The case involved a Bangladeshi national born in Bangladesh on 8 December 1999. He claimed that he had left home at the age of six after being mistreated and that he was subsequently brought to London and abandoned in early 2013. On 23 February 2013 he was treated as a trafficked child and placed with foster carers by the local authority.
His asylum application was refused, but he was granted leave to remain as an unaccompanied asylum-seeking child until 8 June 2017. He applied for further leave, which in part relied on his family life with his foster carers and their family. The issue of whether refusal to grant leave would breach his right to respect for family life under Article 8 ECHR was the sole issue considered by the Upper Tribunal (following a dismissal of his asylum, humanitarian protection and Article 3 claims in the First-tier Tribunal). His appeal was dismissed and he appealed to the Court of Appeal on the basis that the First-tier Tribunal had given inadequate reasons for its findings, defined family life too narrowly, and erred in its finding that there was insufficient dependency.
The witness evidence from the Appellant and his foster mother was that he is treated as her own child, and has a strong bond with her and her family. Evidence from the local authority confirmed their ‘close attachment’ and the commitment shown towards the Appellant by his foster mother, as well as confirming that he continued to live with them after becoming an adult, having been assessed as not yet ready for ‘independent living’
The Senior President of Tribunals, Lord Justice Bean, undertakes a comprehensive review of the case-law relating to the existence of family life and confirms that this will depend on the substance of the relationship, not the form . This is a fact-specific analysis that must be based on the evidence provided.
The leading case of Kugathas v Secretary of State for the Home Department  EWCA Civ 31 is analysed in depth [§ 26-31] leading to the conclusion that the ‘irreducible minimum’ of what family life is is dependency in the sense of real, committed or effective support.

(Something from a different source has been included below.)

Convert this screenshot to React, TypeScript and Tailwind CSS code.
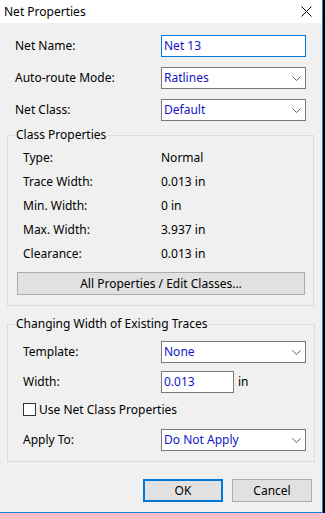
import React from 'react';

const font = { fontFamily: '"Noto Sans", "Liberation Sans", sans-serif' };

function Chevron() {
  return (
    <svg width="9" height="5" viewBox="0 0 9 5" className="shrink-0">
      <path d="M0.5 0.5 L4.5 4.5 L8.5 0.5" fill="none" stroke="#606060" strokeWidth="1" />
    </svg>
  );
}

function Select({ value, width = 'w-[145px]' }: { value: string; width?: string }) {
  return (
    <div
      className={`${width} h-[22px] shrink-0 flex items-center justify-between border border-[#7a7a7a] bg-white pl-[2px] pr-[4px]`}
    >
      <span className="text-[#1414c8] leading-[16px]">{value}</span>
      <Chevron />
    </div>
  );
}

function TextBox({ value, width, focused }: { value: string; width: string; focused?: boolean }) {
  return (
    <div
      className={`${width} h-[22px] shrink-0 flex items-center border ${
        focused ? 'border-[#0078d7]' : 'border-[#7a7a7a]'
      } bg-white pl-[2px]`}
    >
      <span className="text-[#1414c8] leading-[16px]">{value}</span>
    </div>
  );
}

function InfoRow({ label, value }: { label: string; value: string }) {
  return (
    <div className="h-[24px] flex items-center">
      <span className="w-[138px]">{label}</span>
      <span>{value}</span>
    </div>
  );
}

function TopRow({ label, children, className = '' }: { label: string; children: React.ReactNode; className?: string }) {
  return (
    <div className={`flex items-center pl-[15px] ${className}`}>
      <span className="w-[146px]">{label}</span>
      {children}
    </div>
  );
}

export default function App() {
  return (
    <div className="w-[325px] h-[513px] flex bg-black text-[12px] leading-[16px] text-black" style={font}>
      <div className="w-[323px] h-[513px] flex flex-col bg-[#f0f0f0] border-r border-b border-[#1883d7]">
        {/* title bar */}
        <div className="h-[23px] bg-white flex items-center justify-between pl-[4px] pr-[10px]">
          <span className="leading-[16px]">Net Properties</span>
          <svg width="11" height="11" viewBox="0 0 11 11">
            <path d="M0.5 0.5 L10.5 10.5 M10.5 0.5 L0.5 10.5" stroke="#000" strokeWidth="1" />
          </svg>
        </div>

        <TopRow label="Net Name:" className="mt-[12px]">
          <TextBox value="Net 13" width="w-[145px]" focused />
        </TopRow>
        <TopRow label="Auto-route Mode:" className="mt-[10px]">
          <Select value="Ratlines" />
        </TopRow>
        <TopRow label="Net Class:" className="mt-[10px]">
          <Select value="Default" />
        </TopRow>

        {/* Class Properties */}
        <fieldset className="mt-[6px] ml-[7px] w-[307px] border border-[#dcdcdc] pl-[15px] pr-[8px] pt-[3px] pb-[10px]">
          <legend className="ml-[-8px] px-[1px] leading-[16px]">Class Properties</legend>
          <InfoRow label="Type:" value="Normal" />
          <InfoRow label="Trace Width:" value="0.013 in" />
          <InfoRow label="Min. Width:" value="0 in" />
          <InfoRow label="Max. Width:" value="3.937 in" />
          <InfoRow label="Clearance:" value="0.013 in" />
          <div className="mt-[6px] ml-[-6px] h-[23px] w-[288px] flex items-center justify-center bg-[#e1e1e1] border border-[#adadad]">
            All Properties / Edit Classes...
          </div>
        </fieldset>

        {/* Changing Width */}
        <fieldset className="mt-[10px] ml-[7px] w-[307px] border border-[#dcdcdc] pl-[15px] pr-[8px] pt-[9px] pb-[10px]">
          <legend className="ml-[-8px] px-[1px] leading-[16px]">Changing Width of Existing Traces</legend>
          <div className="flex items-center">
            <span className="w-[138px]">Template:</span>
            <Select value="None" />
          </div>
          <div className="mt-[8px] flex items-center">
            <span className="w-[138px]">Width:</span>
            <TextBox value="0.013" width="w-[73px]" />
            <span className="ml-[4px]">in</span>
          </div>
          <div className="mt-[10px] h-[13px] flex items-center">
            <div className="w-[13px] h-[13px] border border-[#333333] bg-white shrink-0" />
            <span className="ml-[3px]">Use Net Class Properties</span>
          </div>
          <div className="mt-[13px] flex items-center">
            <span className="w-[138px]">Apply To:</span>
            <Select value="Do Not Apply" />
          </div>
        </fieldset>

        {/* buttons */}
        <div className="mt-[17px] flex justify-end gap-[9px] pr-[10px]">
          <div className="w-[80px] h-[23px] flex items-center justify-center bg-[#e1e1e1] border-2 border-[#0078d7]">
            OK
          </div>
          <div className="w-[80px] h-[23px] flex items-center justify-center bg-[#e1e1e1] border border-[#adadad]">
            Cancel
          </div>
        </div>
      </div>
    </div>
  );
}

LJ Bean rejects the submission by the Secretary of State that foster care is a special category of case, requiring an appellant to prove family life in a different manner than if it were a birth family. He finds no basis in law for a difference in principle between a relationship that has arisen from a foster care arrangement or from both. In doing so he rejected the assumption reached by the Upper Tribunal, that as a foster care relationship is a commercial, non-voluntary relationship with financial support from the state, there was no emotional dependency. Again, there must be a factual finding regarding the substance of the relationship.

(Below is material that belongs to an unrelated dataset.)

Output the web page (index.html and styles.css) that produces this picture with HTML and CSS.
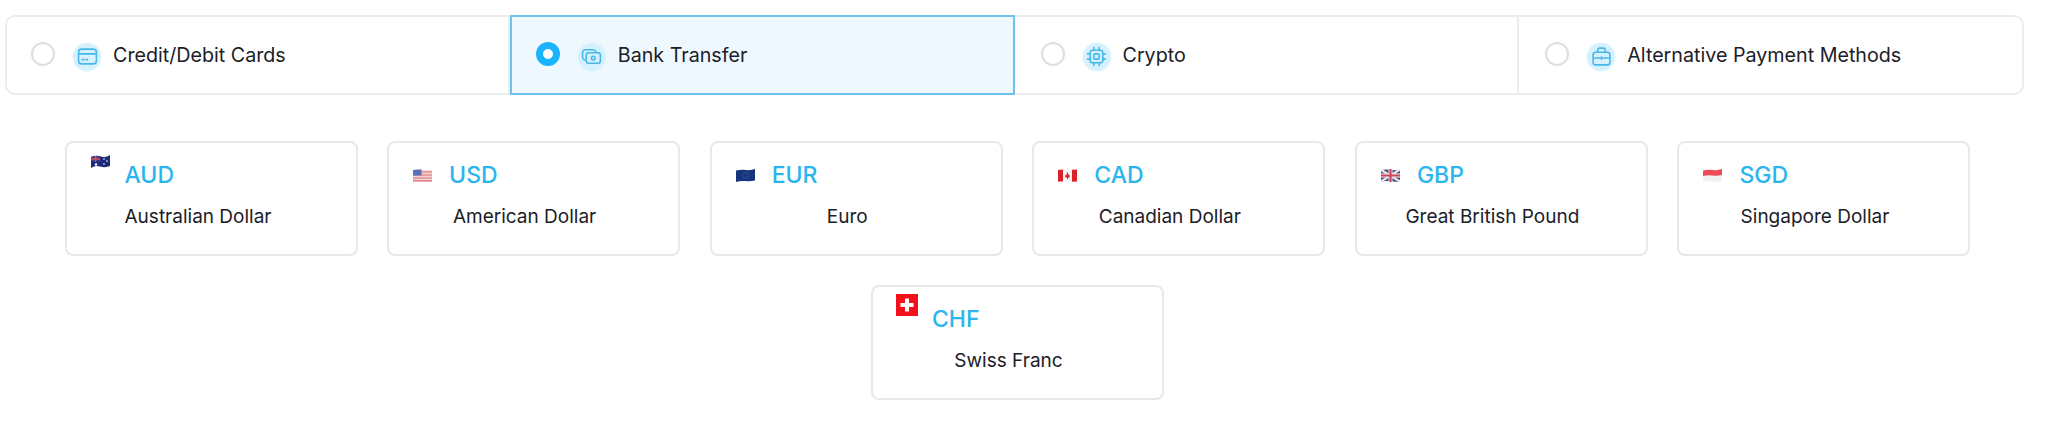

Similarly, whether family life exists after a child turns 18, is a question of fact, with no presumption either way [§ 36], though continued cohabitation is a highly material factor.
The appeal was allowed, and the case remitted to the First-tier Tribunal to make findings of fact on whether family life existed between the Appellant and his foster family, sufficient to engage the protection of Article 8 ECHR.
While these findings are predominantly based on existing case-law (see e.g. Singh & Anor v Secretary of State for the Home Department), and other than the specific issue relating to foster carers, the case does not raise any new issue of principle, it is helpful that the Court of Appeal has confirmed the correct approach in relation to the existence of Article 8 ECHR family life.
There is no presumption of family life and it will always be a fact-sensitive issue. This means that it is imperative that any application or appeal relying on Article 8 ECHR fully addresses the existence of family life through detailed and comprehensive evidence.